O capítulo 13 do Evangelho de Marcos sublinha a precariedade das coisas desse mundo. Marcos tem em mente especialmente os trágicos eventos do seu tempo, sobretudo a destruição do Templo de Jerusalém pelo exército romano. Esse fato abalou a comunidade judaica e, com ela, a comunidade cristã nascente. Para Marcos, Jesus contou essa tragédia de maneira profética.

Marcos usa uma linguagem mítica, que toma emprestado da literatura apocalíptica judaica, que anuncia o Dia do Senhor com uma linguagem direta. O dia do Senhor é apresentado como terrível, pois é como um fogo que distingue entre os que fizeram o bem e os que fizeram o mal. Quem pode se colocar diante do olhar divino e fugir do seu juízo, Ele que sabe tudo?

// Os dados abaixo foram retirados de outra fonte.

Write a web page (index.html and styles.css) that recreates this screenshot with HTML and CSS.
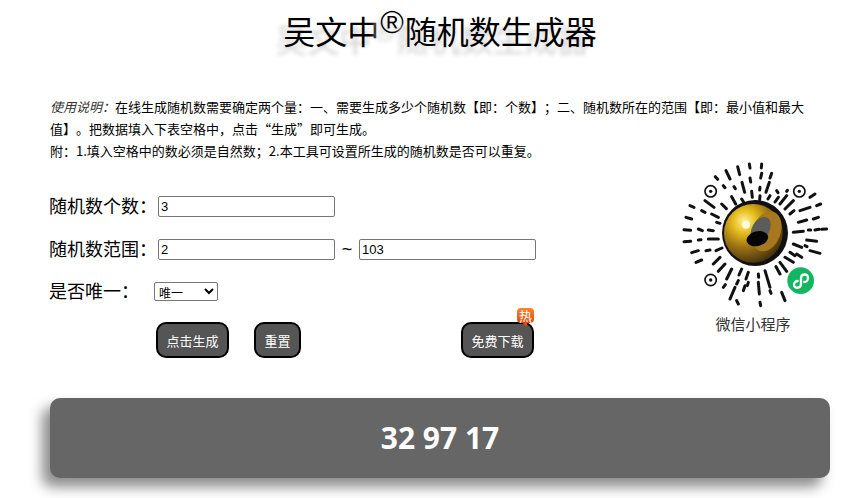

As “potências do céu” eram realidades que o ser humano, naquela época, não podia entender, como os eventos cosmológicos.

É nesse contexto que aparece o Filho do Homem. Ele vem junto com as “nuvens”. A nuvem revela e esconde. Pode ser escura, mas também iluminada pelo sol. Pensamos na nuvem que acompanhou a Arca da Aliança durante a caminhada do povo pelo deserto. Recordamos também, como conta o Livro das Crônicas, da ocasião da dedicação do Templo de Jerusalém, quando as nuvens invadiram a casa de Deus, construída por Salomão. 

Deus aparece sobre as nuvens, constringindo toda a possibilidade de escuridão a desaparecer; Deus domina o que é impenetrável, a escuridão. Ele conquista o mistério que se esconde.

Marco quer falar da esperança. Ele constata que existe uma situação catastrófica, mas convida a sua audiência a observar a planta do figo, que está brotando e é sinal de esperança, pois ali existe uma explosão de vida, que sintetiza toda a esperança que deve caracterizar a vida do cristão.

 

O perigo da religiosidade primordial

Existe uma religião que incute medo. Essa religião não consegue ver o poder criador de Deus e se concentra unicamente nos eventos que nos abalam. Segundo essa religiosidade, quando o ser humano é colocado diante dos distúrbios naturais (eclipses, terremotos, catástrofes, maremotos, morte, etc.) não consegue reagir e deseja o intervendo de alguém, de algum ser que o liberte dessa opressão.

A nossa fé, ao invés, parte de algo muito mais profundo. Deus conquista o que é escuridão e faz com que exploda a luz, a sua alegria.

Corre-se o risco de cair no medo, na angústia, na religião que não oferece nenhuma abertura à esperança. O texto de Marcos combate esse risco.

 

Viver com a certeza da vida

A conclusão do Evangelho de Marcos, e de todos os textos escatológicos, que nos colocam diante das derrotas da vida, como é a morte, é que dentro dessas situações existe uma oportunidade: conseguir dar-se conta que na confiança em Deus, que dá a vida, conseguimos ter forças para superar a derrota. A fé rende possível as coisas impossíveis. Temos que ter a capacidade contemplativa de observar o figo que brota.

Quando acontecem coisas grandes e catastróficas, precisamos ter certeza que Deus está à porta:

Assim também, quando virdes acontecer essas coisas, ficai sabendo que o Filho do Homem está próximo, às portas.

Não é a capacidade nossa que pode nos deixar essa esperança. Mas é o próprio autor da vida que colocou dentro desses desastres a possibilidade de uma vida nova. Não existem outras estradas fora da fé. Cálculos complicados não darão resposta para a morte, para as tragédias, mas a fé em Deus sim.

 

Quando vai acontecer?

O texto diz que ninguém sabe quando o fim acontecerá:

Quanto àquele dia e hora, ninguém sabe, nem os anjos do céu, nem o Filho, mas somente o Pai.

Essa frase é muito misteriosa e nos inquieta o fato que nem mesmo o Filho sabe. Junto com isso, nos perguntamos sempre se Deus, que tudo sabe, não poderia conhecer quais seriam nossas ações e assim nos proteger, nos livrar das dificuldades em que iremos cair. Ou seja, poderíamos nos perguntar se Deus já sabe o que vai acontecer conosco amanhã, por exemplo.

Os místicos da história do cristianismo procuraram responder a essa interrogação dizendo que Deus, na sua liberdade, escolheu de não saber o que a nossa liberdade nos levará a decidir. Ele descobre conosco, no momento, qual é a nossa decisão e qual a estrada que escolhemos trilhar. O dom de Deus da liberdade ao ser humano é completamente desinteressado e garante a liberdade de escolher e não pretende pré-conhecer aquilo que escolheremos; Ele respeita a nossa liberdade e não está jogando conosco. Ele não sabe, antecipamente, qual será a nossa escolha.